Locate the word "this" in the data below, then copy every line that holds it.

-- DATA PROVIDED start --

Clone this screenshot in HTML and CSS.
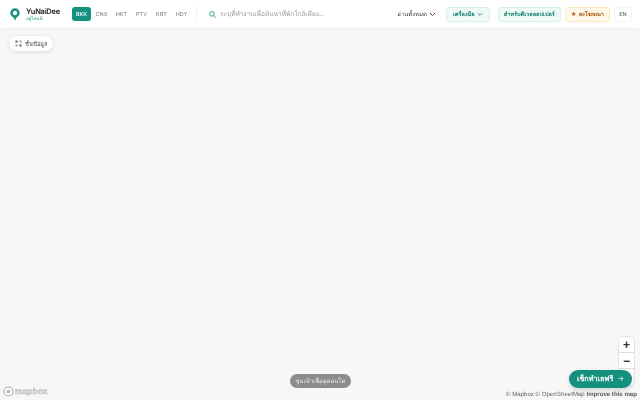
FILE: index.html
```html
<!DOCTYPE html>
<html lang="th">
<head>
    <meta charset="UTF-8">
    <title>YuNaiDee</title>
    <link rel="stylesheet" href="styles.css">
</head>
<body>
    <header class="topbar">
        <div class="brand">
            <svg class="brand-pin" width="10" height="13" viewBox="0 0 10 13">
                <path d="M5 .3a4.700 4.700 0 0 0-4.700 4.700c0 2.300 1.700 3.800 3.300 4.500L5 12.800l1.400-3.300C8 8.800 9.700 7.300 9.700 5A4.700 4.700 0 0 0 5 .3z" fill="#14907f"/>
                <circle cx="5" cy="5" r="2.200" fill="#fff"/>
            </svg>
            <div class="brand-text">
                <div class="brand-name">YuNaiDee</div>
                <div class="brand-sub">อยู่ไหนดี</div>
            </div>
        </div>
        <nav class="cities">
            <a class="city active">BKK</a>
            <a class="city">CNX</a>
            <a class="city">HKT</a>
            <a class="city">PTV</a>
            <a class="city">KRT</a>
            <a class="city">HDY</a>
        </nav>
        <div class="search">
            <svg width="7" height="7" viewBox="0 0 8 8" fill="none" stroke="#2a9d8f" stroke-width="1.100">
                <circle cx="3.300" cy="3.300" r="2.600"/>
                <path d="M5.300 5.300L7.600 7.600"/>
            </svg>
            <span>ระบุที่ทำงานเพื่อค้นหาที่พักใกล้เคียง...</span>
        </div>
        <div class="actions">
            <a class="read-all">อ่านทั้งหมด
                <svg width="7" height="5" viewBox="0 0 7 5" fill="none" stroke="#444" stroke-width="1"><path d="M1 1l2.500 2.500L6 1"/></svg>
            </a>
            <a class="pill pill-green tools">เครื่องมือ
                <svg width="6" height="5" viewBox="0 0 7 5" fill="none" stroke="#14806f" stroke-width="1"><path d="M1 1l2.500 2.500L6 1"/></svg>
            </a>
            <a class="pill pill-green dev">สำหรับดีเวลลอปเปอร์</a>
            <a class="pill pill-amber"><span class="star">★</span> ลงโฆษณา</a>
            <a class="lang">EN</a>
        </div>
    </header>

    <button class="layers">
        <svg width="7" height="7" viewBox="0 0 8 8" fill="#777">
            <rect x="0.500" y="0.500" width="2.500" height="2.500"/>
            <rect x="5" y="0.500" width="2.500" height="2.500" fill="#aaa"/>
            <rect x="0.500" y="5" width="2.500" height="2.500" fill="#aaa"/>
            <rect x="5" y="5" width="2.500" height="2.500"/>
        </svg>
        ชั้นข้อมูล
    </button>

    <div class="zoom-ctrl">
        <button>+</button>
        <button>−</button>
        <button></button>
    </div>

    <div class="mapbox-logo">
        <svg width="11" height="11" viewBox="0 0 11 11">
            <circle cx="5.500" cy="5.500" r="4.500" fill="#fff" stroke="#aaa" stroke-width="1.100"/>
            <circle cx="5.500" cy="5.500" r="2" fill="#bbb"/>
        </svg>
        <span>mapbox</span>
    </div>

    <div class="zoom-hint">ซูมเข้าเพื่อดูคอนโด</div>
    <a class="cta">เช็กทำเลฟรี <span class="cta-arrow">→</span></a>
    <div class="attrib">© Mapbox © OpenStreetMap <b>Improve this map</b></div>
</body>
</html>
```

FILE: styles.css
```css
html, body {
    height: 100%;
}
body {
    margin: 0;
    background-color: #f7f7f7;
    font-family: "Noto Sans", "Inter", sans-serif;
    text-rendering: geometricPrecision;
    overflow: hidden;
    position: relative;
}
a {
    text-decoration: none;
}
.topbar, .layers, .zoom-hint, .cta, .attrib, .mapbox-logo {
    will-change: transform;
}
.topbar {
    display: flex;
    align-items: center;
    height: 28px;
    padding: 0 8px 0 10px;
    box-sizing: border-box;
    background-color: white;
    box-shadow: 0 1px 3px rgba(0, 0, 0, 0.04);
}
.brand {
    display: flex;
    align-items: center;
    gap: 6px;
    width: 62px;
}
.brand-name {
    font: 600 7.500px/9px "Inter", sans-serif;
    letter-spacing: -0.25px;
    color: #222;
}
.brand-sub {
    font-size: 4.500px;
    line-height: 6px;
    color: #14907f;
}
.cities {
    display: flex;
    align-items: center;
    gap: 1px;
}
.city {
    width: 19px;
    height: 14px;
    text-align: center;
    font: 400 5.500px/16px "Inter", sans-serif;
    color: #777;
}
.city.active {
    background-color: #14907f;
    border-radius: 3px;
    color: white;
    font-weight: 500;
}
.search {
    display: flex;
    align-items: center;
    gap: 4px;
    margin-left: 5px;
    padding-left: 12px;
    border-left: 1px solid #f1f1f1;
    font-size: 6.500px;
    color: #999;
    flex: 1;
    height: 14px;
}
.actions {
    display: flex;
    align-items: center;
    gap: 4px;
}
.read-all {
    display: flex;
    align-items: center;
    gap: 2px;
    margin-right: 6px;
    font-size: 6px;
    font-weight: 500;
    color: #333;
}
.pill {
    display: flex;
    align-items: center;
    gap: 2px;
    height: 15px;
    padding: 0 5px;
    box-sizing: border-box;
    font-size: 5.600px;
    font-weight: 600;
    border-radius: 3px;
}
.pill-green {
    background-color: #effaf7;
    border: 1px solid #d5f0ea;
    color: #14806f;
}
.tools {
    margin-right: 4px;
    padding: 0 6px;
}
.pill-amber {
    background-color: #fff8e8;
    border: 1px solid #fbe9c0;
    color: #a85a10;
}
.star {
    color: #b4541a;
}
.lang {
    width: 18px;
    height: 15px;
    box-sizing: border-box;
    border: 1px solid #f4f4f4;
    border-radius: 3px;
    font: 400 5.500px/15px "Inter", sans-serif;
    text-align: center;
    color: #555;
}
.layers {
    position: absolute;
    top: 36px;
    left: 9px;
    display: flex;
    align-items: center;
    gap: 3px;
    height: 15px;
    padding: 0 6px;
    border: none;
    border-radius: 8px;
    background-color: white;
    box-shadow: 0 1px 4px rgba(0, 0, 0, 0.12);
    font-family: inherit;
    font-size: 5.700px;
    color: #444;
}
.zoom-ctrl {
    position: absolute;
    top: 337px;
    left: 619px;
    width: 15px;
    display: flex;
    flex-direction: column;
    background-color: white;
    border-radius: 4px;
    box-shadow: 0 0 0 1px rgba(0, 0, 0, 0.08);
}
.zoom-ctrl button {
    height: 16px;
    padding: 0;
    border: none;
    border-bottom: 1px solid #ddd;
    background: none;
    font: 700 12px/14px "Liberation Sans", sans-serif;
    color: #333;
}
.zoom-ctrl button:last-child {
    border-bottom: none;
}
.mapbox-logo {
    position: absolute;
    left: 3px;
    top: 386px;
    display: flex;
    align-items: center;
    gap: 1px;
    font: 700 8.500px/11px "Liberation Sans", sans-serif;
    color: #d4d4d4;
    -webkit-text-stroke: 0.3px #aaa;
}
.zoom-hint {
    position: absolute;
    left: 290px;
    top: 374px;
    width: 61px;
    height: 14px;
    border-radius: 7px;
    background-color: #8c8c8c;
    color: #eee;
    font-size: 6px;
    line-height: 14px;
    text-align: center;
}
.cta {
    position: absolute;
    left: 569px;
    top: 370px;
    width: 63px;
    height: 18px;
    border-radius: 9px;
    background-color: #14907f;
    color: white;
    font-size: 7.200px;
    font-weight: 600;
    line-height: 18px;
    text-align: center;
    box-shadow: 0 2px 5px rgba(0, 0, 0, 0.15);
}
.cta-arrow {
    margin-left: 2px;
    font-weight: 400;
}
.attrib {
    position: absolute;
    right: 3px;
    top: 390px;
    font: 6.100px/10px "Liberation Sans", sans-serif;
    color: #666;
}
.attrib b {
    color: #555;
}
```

-- DATA PROVIDED end --

* RESULT OF THE EXERCISE:
Clone this screenshot in HTML and CSS.
    <div class="attrib">© Mapbox © OpenStreetMap <b>Improve this map</b></div>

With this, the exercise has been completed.